L’ESPERIENZA VALE SE SI USA
“Ho ricostruito molto: e ricostruire significa
collaborare con il tempo
nel suo aspetto di “passato”,
coglierne lo spirito o modificarlo,
protenderlo, quasi, verso un più lungo avvenire;
significa scoprire sotto le pietre,
il segreto delle sorgenti”.
(“MEMORIE DI ADRIANO”, MARGUERITE YURCENAR)
L’esperienza non è ciò che ci succede, ma ciò che facciamo con quello che (ci) succede.
L’esperienza è organizzazione riflessiva e comprensione dei fatti e del comportamento, è generativa di pensieri e azioni che utilizzano il tempo passato per agire meglio, diversamente o nello stesso modo del passato, avendo colto che il cambiamento. Dunque, lo stesso modo non è mai lo stesso.
Il punto è la consapevolezza intelligente.
L’esperienza dovrebbe aumentare la comprensione dinamica degli eventi e di noi stessi dentro quest’osservazione, come facente parte del sistema che stiamo osservando.
L’esperienza che conta racconta, non è memoria cumulativa, produttrice di determinismo e auto conferma a priori.
Voglio dire che non vale fare a lungo una serie di cazzate e poi nobilitarle chiamandole esperienza e magari pretendere di insegnarle.
Il mondo è sempre più piccolo, ma i “territori” di ognuno sono diventati molto più grandi e complessi e questa complessità è permanente, quindi il cambiamento è permanente e deve esserlo pure l’apprendimento dell’esperienza e l’esperienza dell’apprendimento.
Su nulla possiamo dire: ”Ho finito, posso smettere di imparare”.
Certo, salvo che lo scopo non sia proprio quello di non cambiare: si pensi alla burocrazia e alle moltitudini di stupidi che si aggirano ovunque ipnotizzati dalle loro sicurezze dogmatiche e che la testa la scuotono solo per annuire o dissentire senza preoccuparsi di capire (e forse il dramma è che anche se volessero, non potrebbero più capire, l’intelligenza non dipende solo dalla volontà).
Mi accorgo che molto spesso a capo dei sistemi stupidi che presidiano l’inefficienza ci sono soggetti incompetenti di grande esperienza e per questo convalidati a detenere un potere privo di responsabilità di risponderne dell’uso (dell’uso di valore naturalmente non quello della sottrazione che consiste nel mantenere l’inefficienza) e intriso di arroganza.
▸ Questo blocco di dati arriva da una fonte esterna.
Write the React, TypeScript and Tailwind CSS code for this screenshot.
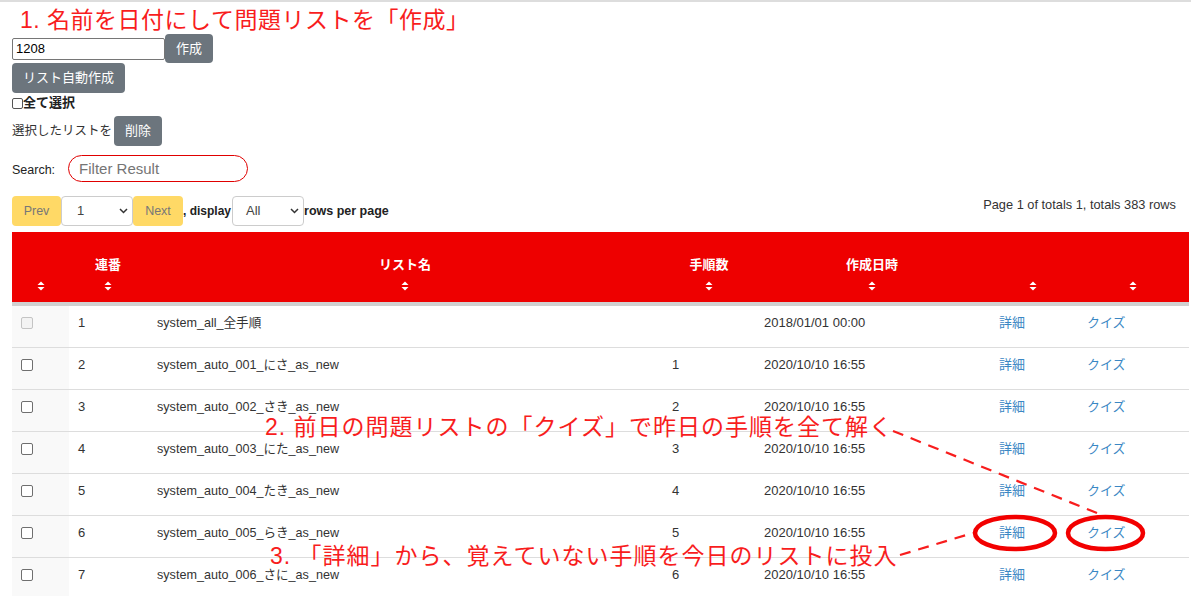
import React from "react";

type Row = { id: number; name: string; count: string; date: string; disabled?: boolean };

const rows: Row[] = [
  { id: 1, name: "system_all_全手順", count: "", date: "2018/01/01 00:00", disabled: true },
  { id: 2, name: "system_auto_001_にさ_as_new", count: "1", date: "2020/10/10 16:55" },
  { id: 3, name: "system_auto_002_さき_as_new", count: "2", date: "2020/10/10 16:55" },
  { id: 4, name: "system_auto_003_にた_as_new", count: "3", date: "2020/10/10 16:55" },
  { id: 5, name: "system_auto_004_たき_as_new", count: "4", date: "2020/10/10 16:55" },
  { id: 6, name: "system_auto_005_らき_as_new", count: "5", date: "2020/10/10 16:55" },
  { id: 7, name: "system_auto_006_さに_as_new", count: "6", date: "2020/10/10 16:55" },
];

function SortIcon() {
  return (
    <svg width="8" height="10" viewBox="0 0 8 10" className="block">
      <path d="M0.5 4 L4 0.6 L7.5 4 Z" fill="white" />
      <path d="M0.5 6 L4 9.4 L7.5 6 Z" fill="white" />
    </svg>
  );
}

function Box({ disabled, size }: { disabled?: boolean; size?: "sm" }) {
  if (size === "sm") {
    return <span className="block w-[11px] h-[11px] rounded-[2px] border border-[#555] bg-white" />;
  }
  return disabled ? (
    <span className="block w-[12px] h-[12px] rounded-[2px] border border-[#c4c4c4] bg-[#f3f3f3]" />
  ) : (
    <span className="block w-[12px] h-[12px] rounded-[2px] border border-[#6f6f6f] bg-white" />
  );
}

function Chevron() {
  return (
    <svg width="9" height="6" viewBox="0 0 9 6" className="block">
      <path d="M1 1 L4.5 4.5 L8 1" fill="none" stroke="#333" strokeWidth="1.5" />
    </svg>
  );
}

const headers = ["", "連番", "リスト名", "手順数", "作成日時", "", ""];

export default function App() {
  return (
    <div className="relative h-[596px] w-[1191px] overflow-hidden bg-white border-t-2 border-[#dddddd] font-['Liberation_Sans','Noto_Sans_CJK_JP',sans-serif] text-[13px] text-[#333]">
      <div className="pl-[12px]">
        <div className="h-[32px] pl-[8px] pt-[5px] text-[23px] leading-[26px] tracking-[0.5px] text-[#f81d1d] whitespace-nowrap">
          1. 名前を日付にして問題リストを「作成」
        </div>

        <div className="flex items-center h-[29px]">
          <div className="w-[153px] h-[22px] border border-[#767676] rounded-[2px] px-[3px] text-[13px] leading-[20px] text-black">
            1208
          </div>
          <div className="h-[29px] px-[11px] rounded-[4px] bg-[#6c757d] text-white text-[13px] leading-[29px]">作成</div>
        </div>

        <div className="flex">
          <div className="h-[30px] px-[11px] rounded-[4px] bg-[#6c757d] text-white text-[13px] leading-[30px]">
            リスト自動作成
          </div>
        </div>

        <div className="mt-[2px] h-[16px] flex items-center">
          <Box size="sm" />
          <span className="font-bold text-[13px] leading-[16px] text-[#222]">全て選択</span>
        </div>

        <div className="mt-[5px] h-[30px] flex items-center">
          <span className="text-[12.5px] text-[#333]">選択したリストを</span>
          <div className="ml-[2px] h-[30px] px-[11px] rounded-[4px] bg-[#6c757d] text-white text-[13px] leading-[30px]">削除</div>
        </div>

        <div className="mt-[9px] h-[27px] flex items-center">
          <span className="text-[12.5px] pt-[3px] text-[#222]">Search:</span>
          <div className="ml-[13px] w-[180px] h-[27px] rounded-full border border-[#e00000] pl-[10px] text-[15px] leading-[25px] text-[#757575]">
            Filter Result
          </div>
        </div>

        <div className="mt-[14px] w-[1177px] flex justify-between">
          <div className="flex items-center h-[30px]">
            <div className="w-[49px] h-[30px] rounded-[4px] bg-[#ffd966] text-[12.5px] text-[#777] flex items-center justify-center">Prev</div>
            <div className="w-[72px] h-[30px] rounded-[4px] border border-[#cccccc] bg-white flex items-center justify-between pl-[15px] pr-[4px] text-[13px] text-[#444]">
              <span>1</span>
              <Chevron />
            </div>
            <div className="w-[50px] h-[30px] rounded-[4px] bg-[#ffd966] text-[12.5px] text-[#777] flex items-center justify-center">Next</div>
            <span className="font-bold text-[12px] text-[#222] whitespace-pre">, display</span>
            <div className="ml-[1px] w-[72px] h-[30px] rounded-[4px] border border-[#cccccc] bg-white flex items-center justify-between pl-[13px] pr-[4px] text-[13px] text-[#444]">
              <span>All</span>
              <Chevron />
            </div>
            <span className="font-bold text-[12.5px] text-[#222]">rows per page</span>
          </div>
          <div className="self-start pr-[13px] text-[12.8px] leading-[18px] text-[#333]">
            Page 1 of totals 1, totals 383 rows
          </div>
        </div>

        <div className="mt-[6px] w-[1177px]">
          <div className="grid grid-cols-[57px_78px_516px_92px_234px_88px_112px] h-[74px] bg-[#ee0000] border-b-4 border-[#d0d0d0]">
            {headers.map((h, i) => (
              <div key={i} className="flex flex-col items-center pt-[25px]">
                <div className="h-[16px] leading-[16px] text-[13px] font-bold text-white whitespace-nowrap">{h}</div>
                <div className="mt-[8px]">
                  <SortIcon />
                </div>
              </div>
            ))}
          </div>
          {rows.map((r) => (
            <div
              key={r.id}
              className="grid grid-cols-[57px_78px_516px_92px_234px_88px_112px] h-[42px] border-b border-[#dddddd] text-[13px] leading-[16px]"
            >
              <div className="bg-[#f9f9f9] pl-[9px] pt-[11px]">
                <Box disabled={r.disabled} />
              </div>
              <div className="pl-[9px] pt-[9px]">{r.id}</div>
              <div className="pl-[10px] pt-[9px] whitespace-nowrap text-[12.6px]">{r.name}</div>
              <div className="pl-[9px] pt-[9px]">{r.count}</div>
              <div className="pl-[9px] pt-[9px]">{r.date}</div>
              <div className="pl-[10px] pt-[9px] text-[#3a87c4]">詳細</div>
              <div className="pl-[10px] pt-[9px] text-[#3a87c4]">クイズ</div>
            </div>
          ))}
        </div>
      </div>

      <div className="absolute left-[265px] top-[412px] text-[23px] leading-[26px] tracking-[1px] text-[#f81d1d] whitespace-nowrap">
        2. 前日の問題リストの「クイズ」で昨日の手順を全て解く
      </div>
      <div className="absolute left-[270px] top-[541px] text-[23px] leading-[26px] tracking-[1px] text-[#f81d1d] whitespace-nowrap">
        3. 「詳細」から、覚えていない手順を今日のリストに投入
      </div>

      <svg className="absolute left-0 top-0 pointer-events-none" width="1191" height="596" viewBox="0 0 1191 596">
        <line x1="893" y1="429" x2="1097" y2="511" stroke="#f81d1d" strokeWidth="2.2" strokeDasharray="11 8" />
        <line x1="900" y1="553" x2="973" y2="531" stroke="#f81d1d" strokeWidth="2.2" strokeDasharray="11 8" />
        <ellipse cx="1015" cy="531" rx="40" ry="16" fill="none" stroke="#f20000" strokeWidth="4.5" />
        <ellipse cx="1105.5" cy="531" rx="37.5" ry="16" fill="none" stroke="#f20000" strokeWidth="4.5" />
      </svg>
    </div>
  );
}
Incompetenti qualificati che hanno la missione di fare per impedire il fare.
Costoro sono certi di quello che affermano e infallibile è il loro giudizio, perché hanno sperimentato personalmente che le “cose vanno in questo modo”, oppure gli è stato detto da stupidi di grande livello, quindi non hanno bisogno di capire.
Ma non è solo così, ovviamente: l’analisi delle caratteristiche delle imprese di successo nel mondo mostra un punto comune presente, che possiamo considerare paradigmatico, che è la capacità di cambiare attraverso l’esperienza generativa.
Lo sviluppo del business e lo sviluppo delle persone sono due aspetti interdipendenti e il tempo vitale è un tempo di apprendimento delle persone e dei gruppi che agiscono insieme in un luogo comune.
Sto parlando ora con un caro amico che dirige un’impresa storica di grande importanza a livello internazionale, mentre mi narra le vicende che hanno intrecciato i tempi della vita della sua impresa ultracentenaria, colgo questa combinazione vitale intenzionale, dove il passato è ricordo e alimentazione profonda di valori, il presente è progetto e costruzione, il futuro è sogno e ambizione.
L’esperienza è generativa e contiene il senso, anche concreto, di forza affettiva – emotiva che “colora” l’attribuzione dell’esperienza vitale, dove la longevità è alimentazione e non solo protezione del fuoco o raccolta di cartoline ingiallite e di trofei polverosi.
L’alimentazione generativa dell’esperienza richiede movimento, scambio, creazione, cambiamento esprimendo il valore della tradizione (quello che hai vissuto) che diventa valore della traduzione (quello che hai capito e che usi) e quindi continui a vivere in modo vitale e sei capace di raccontarlo ad altri.
La tradizione-traduzione offre alle imprese o ai sistemi in genere, ma anche al soggetto, la chiave grazie alla quale ci si può sottrarre alla banalità, si può resistere alla sottomissione passiva delle mode e innovare in modo selettivo (aggiungere, variare, selezionare, conservare, buttare).
Capisco che l’esperienza di questo mio amico è legata a come lui pensa e vive il tempo e i valori che lo guidano, lui non vuole fare segni sul calendario, ma vuole imprimere segni, che possano essere capiti e usati anche da altri (in-segnare).
Bene, ora fatemi leggere il giornale per raccogliere la solita quotidiana dose di ordinaria stupidità violenta.